I work somewhat differently today and prefer to develop costumes on the body. I imagine a fabric or a color and want to try both of them out first on a dummy to see how the cloth falls or what effect the color has. In earlier times I would first paint the design, so to speak as a kind of ideal situation. Of course I still have to draw a lot of sketches, especially for ballet productions. They are the work material for the costume workshops. I like doing that, too, exactly as I still like to build my stage design models. Especially in the case of Zauberflöte, I designed the various spaces in minute detail on my models all the way to putting little figurines in them. That gave me a better spatial orientation than the drawing. To this day, I always begin a new job by initially designing the spaces for myself alone. Not until later, when the set is technically fixed, do I work with assistants on a stage model. I also need this first phase of concentration and the solitude that goes with it to develop costumes.
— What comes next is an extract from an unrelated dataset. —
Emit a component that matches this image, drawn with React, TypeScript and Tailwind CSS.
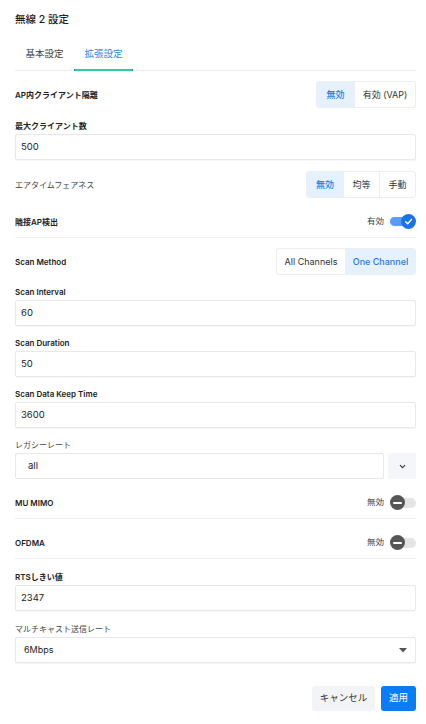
import { ChevronDown } from 'lucide-react';

const font = { fontFamily: 'Inter, "Noto Sans CJK JP", sans-serif' };

function Segmented(props: { items: { label: string; w: string }[]; active: number }) {
    return (
        <div className="flex h-[27px] rounded-[3px] border border-[#eceef1] overflow-hidden bg-white">
            {props.items.map((it, i) => (
                <div
                    key={i}
                    className={`${it.w} flex items-center justify-center text-[9px] ${i > 0 ? 'border-l border-[#eceef1]' : ''} ${
                        i === props.active ? 'bg-[#e5f1fd] text-[#1f7ae0] font-medium' : 'text-[#333]'
                    }`}
                >
                    {it.label}
                </div>
            ))}
        </div>
    );
}

function Field(props: { label: string; value: string; bold?: boolean; first?: boolean }) {
    return (
        <div className={props.first ? 'mt-[12px]' : 'mt-[11px]'}>
            <p
                className={`h-[12px] leading-[12px] text-[8px] ${
                    props.bold ? 'font-semibold text-[#222]' : 'text-[#444]'
                }`}
            >
                {props.label}
            </p>
            <div className="mt-[2px] h-[26px] flex items-center px-[5px] rounded-[2px] border border-[#e6e8eb] shadow-[0_1px_1px_rgba(0,0,0,0.04)] text-[9.5px] text-[#222]">
                {props.value}
            </div>
        </div>
    );
}

function Toggle(props: { on: boolean }) {
    return props.on ?
            <div className="relative w-[26px] h-[15px] flex items-center">
                <div className="h-[9px] w-[24px] rounded-full bg-[#5d9cf6]" />
                <div className="absolute right-0 top-0 w-[15px] h-[15px] rounded-full bg-[#1a73e8] flex items-center justify-center">
                    <svg width="9" height="9" viewBox="0 0 10 10">
                        <path d="M1.8 5.2 L4.1 7.4 L8.3 2.8" stroke="white" strokeWidth="1.6" fill="none" strokeLinecap="round" strokeLinejoin="round" />
                    </svg>
                </div>
            </div>
        :   <div className="relative w-[26px] h-[15px] flex items-center">
                <div className="h-[10px] w-[24px] ml-[2px] rounded-full bg-[#e4e4e4]" />
                <div className="absolute left-0 top-0 w-[15px] h-[15px] rounded-full bg-[#555] flex items-center justify-center">
                    <div className="w-[9px] h-[2px] bg-white rounded-full" />
                </div>
            </div>;
}

function SwitchRow(props: { label: string; on: boolean }) {
    return (
        <div className="mt-[8px] h-[32px] border-b border-[#eeeff1] flex items-center justify-between">
            <p className="text-[8px] font-semibold text-[#222]">{props.label}</p>
            <div className="flex items-center gap-[6px]">
                <span className="text-[8.5px] text-[#444]">{props.on ? '有効' : '無効'}</span>
                <Toggle on={props.on} />
            </div>
        </div>
    );
}

export default function App() {
    return (
        <div className="w-[426px] h-[724px] bg-white pl-[15px] pr-[10px]" style={font}>
            <div className="h-[40px] flex items-center">
                <h1 className="text-[10.5px] font-medium text-[#222]">無線 2 設定</h1>
            </div>

            <div className="flex border-b border-[#ececec] h-[31px]">
                <div className="w-[59px] flex justify-center pt-[7px] text-[9.5px] text-[#444]">基本設定</div>
                <div className="relative w-[59px] flex justify-center pt-[7px] text-[9.5px] text-[#2b8be6]">
                    拡張設定
                    <div className="absolute left-0 right-0 bottom-[-1px] h-[2px] bg-[#2fcaa8] border-x border-[#2a6de0]" />
                </div>
            </div>

            <div className="mt-[10px] h-[27px] flex items-center justify-between">
                <p className="text-[8px] font-semibold text-[#222]">AP内クライアント隔離</p>
                <Segmented
                    active={0}
                    items={[
                        { label: '無効', w: 'w-[37px]' },
                        { label: '有効 (VAP)', w: 'w-[61px]' },
                    ]}
                />
            </div>

            <Field first label="最大クライアント数" value="500" bold />

            <div className="mt-[11px] h-[27px] flex items-center justify-between">
                <p className="text-[8px] text-[#444]">エアタイムフェアネス</p>
                <Segmented
                    active={0}
                    items={[
                        { label: '無効', w: 'w-[36px]' },
                        { label: '均等', w: 'w-[36px]' },
                        { label: '手動', w: 'w-[36px]' },
                    ]}
                />
            </div>

            <div className="mt-[8px] h-[32px] border-b border-[#eeeff1] flex items-center justify-between">
                <p className="text-[8px] font-semibold text-[#222]">隣接AP検出</p>
                <div className="flex items-center gap-[6px]">
                    <span className="text-[8.5px] text-[#444]">有効</span>
                    <Toggle on />
                </div>
            </div>

            <div className="mt-[10px] h-[27px] flex items-center justify-between">
                <p className="text-[8px] font-semibold text-[#222]">Scan Method</p>
                <Segmented
                    active={1}
                    items={[
                        { label: 'All Channels', w: 'w-[68px]' },
                        { label: 'One Channel', w: 'w-[70px]' },
                    ]}
                />
            </div>

            <Field label="Scan Interval" value="60" bold />
            <Field label="Scan Duration" value="50" bold />
            <Field label="Scan Data Keep Time" value="3600" bold />

            <div className="mt-[11px]">
                <p className="h-[12px] leading-[12px] text-[8px] text-[#444]">レガシーレート</p>
                <div className="mt-[2px] flex gap-[4px]">
                    <div className="flex-1 h-[26px] flex items-center px-[12px] rounded-[2px] border border-[#e6e8eb] text-[9.5px] text-[#222]">
                        all
                    </div>
                    <div className="w-[28px] h-[26px] rounded-[2px] bg-[#f4f6f9] flex items-center justify-center">
                        <ChevronDown size={9} strokeWidth={3} className="text-[#333]" />
                    </div>
                </div>
            </div>

            <SwitchRow label="MU MIMO" on={false} />
            <SwitchRow label="OFDMA" on={false} />

            <Field first label="RTSしきい値" value="2347" bold />

            <div className="mt-[12px]">
                <p className="h-[12px] leading-[12px] text-[8px] text-[#444]">マルチキャスト送信レート</p>
                <div className="mt-[2px] h-[26px] flex items-center justify-between pl-[8px] pr-[8px] rounded-[2px] border border-[#e6e8eb] shadow-[0_1px_1px_rgba(0,0,0,0.04)] text-[9px] text-[#222]">
                    6Mbps
                    <svg width="8" height="5" viewBox="0 0 8 5">
                        <path d="M0 0 H8 L4 4.5 Z" fill="#555" />
                    </svg>
                </div>
            </div>

            <div className="mt-[23px] flex justify-end gap-[6px]">
                <button className="h-[25px] w-[63px] rounded-[3px] bg-[#f3f4f7] text-[9.5px] text-[#333]">キャンセル</button>
                <button className="h-[25px] w-[35px] rounded-[3px] bg-[#0a7cf5] text-[9.5px] text-white">適用</button>
            </div>
        </div>
    );
}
I need to be alone when I face the challenge of sitting in front of an empty sheet of paper, designing, rejecting and starting over. But then I suddenly begin having fun again as I work everything through precisely. Over the past years I have drawn costume designs in the form of little scenes, in groups of figures. This of course has to do with my work as a stage director, which I am doing more and more these days. But the joy of drawing has remained.